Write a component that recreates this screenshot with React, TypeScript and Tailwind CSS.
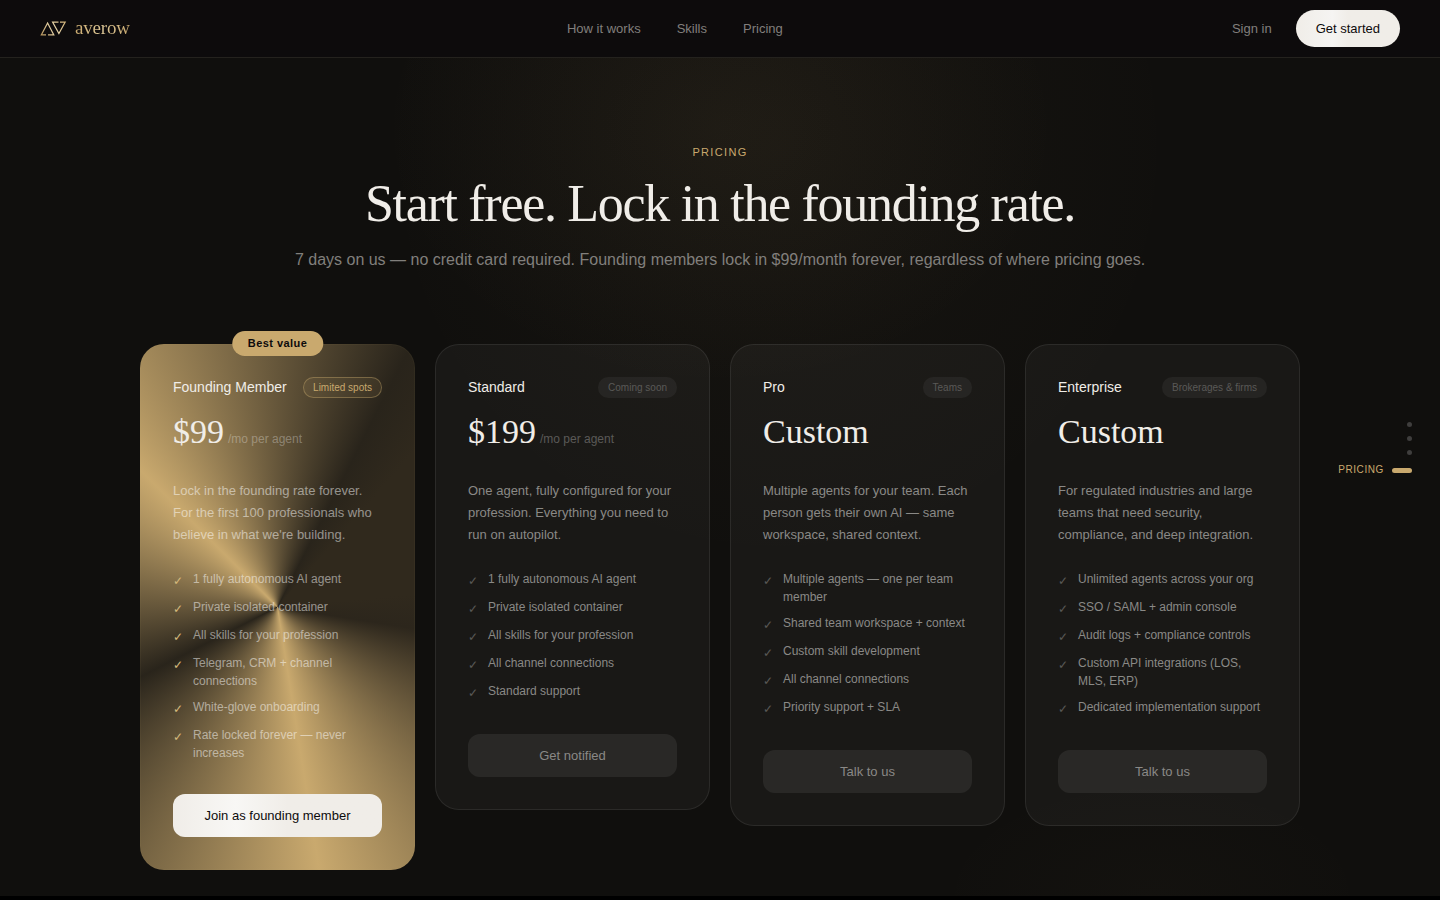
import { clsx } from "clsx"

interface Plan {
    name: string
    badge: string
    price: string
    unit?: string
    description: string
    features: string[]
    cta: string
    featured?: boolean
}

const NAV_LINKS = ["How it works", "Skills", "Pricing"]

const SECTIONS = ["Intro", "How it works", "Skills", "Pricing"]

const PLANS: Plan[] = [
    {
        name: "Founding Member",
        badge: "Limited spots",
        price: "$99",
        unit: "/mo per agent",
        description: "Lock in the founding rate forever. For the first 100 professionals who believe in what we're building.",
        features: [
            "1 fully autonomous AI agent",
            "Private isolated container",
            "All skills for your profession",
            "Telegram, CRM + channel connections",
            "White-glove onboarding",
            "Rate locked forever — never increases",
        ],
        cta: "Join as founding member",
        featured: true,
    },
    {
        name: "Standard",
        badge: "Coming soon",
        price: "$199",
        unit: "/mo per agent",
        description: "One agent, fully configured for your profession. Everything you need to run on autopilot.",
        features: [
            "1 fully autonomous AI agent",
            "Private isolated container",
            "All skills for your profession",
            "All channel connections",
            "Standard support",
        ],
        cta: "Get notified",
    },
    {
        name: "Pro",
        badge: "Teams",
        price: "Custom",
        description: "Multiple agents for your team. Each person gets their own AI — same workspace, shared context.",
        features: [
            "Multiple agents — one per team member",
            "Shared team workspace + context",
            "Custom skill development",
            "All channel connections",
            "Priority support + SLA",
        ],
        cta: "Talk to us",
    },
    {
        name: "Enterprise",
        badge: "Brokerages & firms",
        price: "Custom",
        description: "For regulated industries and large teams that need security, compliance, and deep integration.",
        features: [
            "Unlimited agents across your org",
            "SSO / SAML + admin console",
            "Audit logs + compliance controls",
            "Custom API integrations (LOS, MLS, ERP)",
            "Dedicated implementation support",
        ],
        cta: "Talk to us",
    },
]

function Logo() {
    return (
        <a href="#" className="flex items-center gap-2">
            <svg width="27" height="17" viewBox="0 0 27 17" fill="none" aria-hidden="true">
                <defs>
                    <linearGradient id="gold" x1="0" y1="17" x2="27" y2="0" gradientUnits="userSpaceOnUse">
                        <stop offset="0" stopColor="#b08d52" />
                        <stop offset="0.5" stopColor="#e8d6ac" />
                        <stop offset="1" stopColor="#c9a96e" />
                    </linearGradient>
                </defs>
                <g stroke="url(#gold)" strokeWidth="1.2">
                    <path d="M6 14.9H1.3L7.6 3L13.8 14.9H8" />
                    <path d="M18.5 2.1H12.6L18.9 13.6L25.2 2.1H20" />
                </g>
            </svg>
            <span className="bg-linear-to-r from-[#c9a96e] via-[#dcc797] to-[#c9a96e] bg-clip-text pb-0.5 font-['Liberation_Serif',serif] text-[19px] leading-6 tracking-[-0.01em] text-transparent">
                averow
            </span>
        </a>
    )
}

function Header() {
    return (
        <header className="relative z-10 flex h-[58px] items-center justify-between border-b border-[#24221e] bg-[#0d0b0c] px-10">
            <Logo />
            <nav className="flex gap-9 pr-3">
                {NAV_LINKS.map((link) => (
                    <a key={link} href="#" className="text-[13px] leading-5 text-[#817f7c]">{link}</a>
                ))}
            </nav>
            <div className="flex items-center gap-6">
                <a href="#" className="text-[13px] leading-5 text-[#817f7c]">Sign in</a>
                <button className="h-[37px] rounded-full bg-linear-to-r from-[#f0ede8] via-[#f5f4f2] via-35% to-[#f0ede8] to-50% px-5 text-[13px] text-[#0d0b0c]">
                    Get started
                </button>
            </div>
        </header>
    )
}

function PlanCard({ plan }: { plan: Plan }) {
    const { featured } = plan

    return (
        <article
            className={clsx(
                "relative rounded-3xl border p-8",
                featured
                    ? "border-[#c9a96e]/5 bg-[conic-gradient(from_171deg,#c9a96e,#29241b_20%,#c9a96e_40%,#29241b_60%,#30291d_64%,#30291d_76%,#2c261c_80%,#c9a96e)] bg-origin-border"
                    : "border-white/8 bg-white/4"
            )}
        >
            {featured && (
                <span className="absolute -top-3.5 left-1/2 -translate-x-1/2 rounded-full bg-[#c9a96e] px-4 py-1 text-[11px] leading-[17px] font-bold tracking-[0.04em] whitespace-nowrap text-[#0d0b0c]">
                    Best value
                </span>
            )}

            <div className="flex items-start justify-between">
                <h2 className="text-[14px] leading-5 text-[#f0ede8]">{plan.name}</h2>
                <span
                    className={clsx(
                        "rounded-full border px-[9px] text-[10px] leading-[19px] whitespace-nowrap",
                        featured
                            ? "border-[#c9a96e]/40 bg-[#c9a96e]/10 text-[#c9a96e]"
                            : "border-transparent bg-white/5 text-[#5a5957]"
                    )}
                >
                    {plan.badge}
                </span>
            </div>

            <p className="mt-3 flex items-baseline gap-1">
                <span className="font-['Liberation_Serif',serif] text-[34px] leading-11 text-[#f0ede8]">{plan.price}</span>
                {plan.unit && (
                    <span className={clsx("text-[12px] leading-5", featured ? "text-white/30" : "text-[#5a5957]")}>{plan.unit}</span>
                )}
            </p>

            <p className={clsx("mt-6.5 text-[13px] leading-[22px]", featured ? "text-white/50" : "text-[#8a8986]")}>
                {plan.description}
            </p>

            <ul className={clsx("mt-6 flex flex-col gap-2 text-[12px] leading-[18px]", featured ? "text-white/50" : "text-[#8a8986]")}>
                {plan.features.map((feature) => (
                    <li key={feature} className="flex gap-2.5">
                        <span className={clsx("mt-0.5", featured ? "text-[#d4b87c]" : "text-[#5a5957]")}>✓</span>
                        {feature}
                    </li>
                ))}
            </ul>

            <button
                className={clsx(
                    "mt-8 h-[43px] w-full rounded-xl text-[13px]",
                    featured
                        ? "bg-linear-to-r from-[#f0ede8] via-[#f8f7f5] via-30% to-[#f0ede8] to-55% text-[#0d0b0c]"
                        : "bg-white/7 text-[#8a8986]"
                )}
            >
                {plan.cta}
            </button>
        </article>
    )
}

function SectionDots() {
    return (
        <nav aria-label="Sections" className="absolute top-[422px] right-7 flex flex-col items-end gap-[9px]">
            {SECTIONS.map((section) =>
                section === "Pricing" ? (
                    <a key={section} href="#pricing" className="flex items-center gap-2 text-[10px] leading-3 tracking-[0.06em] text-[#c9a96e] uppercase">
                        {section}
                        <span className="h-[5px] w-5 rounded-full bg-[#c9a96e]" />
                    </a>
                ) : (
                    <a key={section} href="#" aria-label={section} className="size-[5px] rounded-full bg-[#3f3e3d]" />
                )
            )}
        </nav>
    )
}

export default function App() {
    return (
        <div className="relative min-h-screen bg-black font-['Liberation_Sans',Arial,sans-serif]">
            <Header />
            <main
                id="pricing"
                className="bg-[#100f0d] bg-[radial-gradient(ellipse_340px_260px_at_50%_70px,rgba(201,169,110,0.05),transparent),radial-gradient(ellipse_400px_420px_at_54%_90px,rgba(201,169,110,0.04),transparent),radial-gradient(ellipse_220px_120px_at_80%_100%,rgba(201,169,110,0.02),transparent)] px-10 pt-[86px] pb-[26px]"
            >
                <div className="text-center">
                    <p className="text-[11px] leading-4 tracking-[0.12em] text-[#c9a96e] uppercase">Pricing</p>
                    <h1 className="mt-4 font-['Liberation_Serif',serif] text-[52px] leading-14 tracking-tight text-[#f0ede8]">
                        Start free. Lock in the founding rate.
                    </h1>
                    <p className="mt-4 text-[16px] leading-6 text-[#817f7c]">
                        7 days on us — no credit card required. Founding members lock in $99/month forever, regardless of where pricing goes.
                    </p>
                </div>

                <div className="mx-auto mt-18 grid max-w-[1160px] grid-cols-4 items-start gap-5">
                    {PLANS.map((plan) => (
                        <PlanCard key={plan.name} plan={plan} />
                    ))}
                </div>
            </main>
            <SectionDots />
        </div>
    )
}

※ ※ ※

Your answer should be one number: how many lines in the material above contain the string "that".

2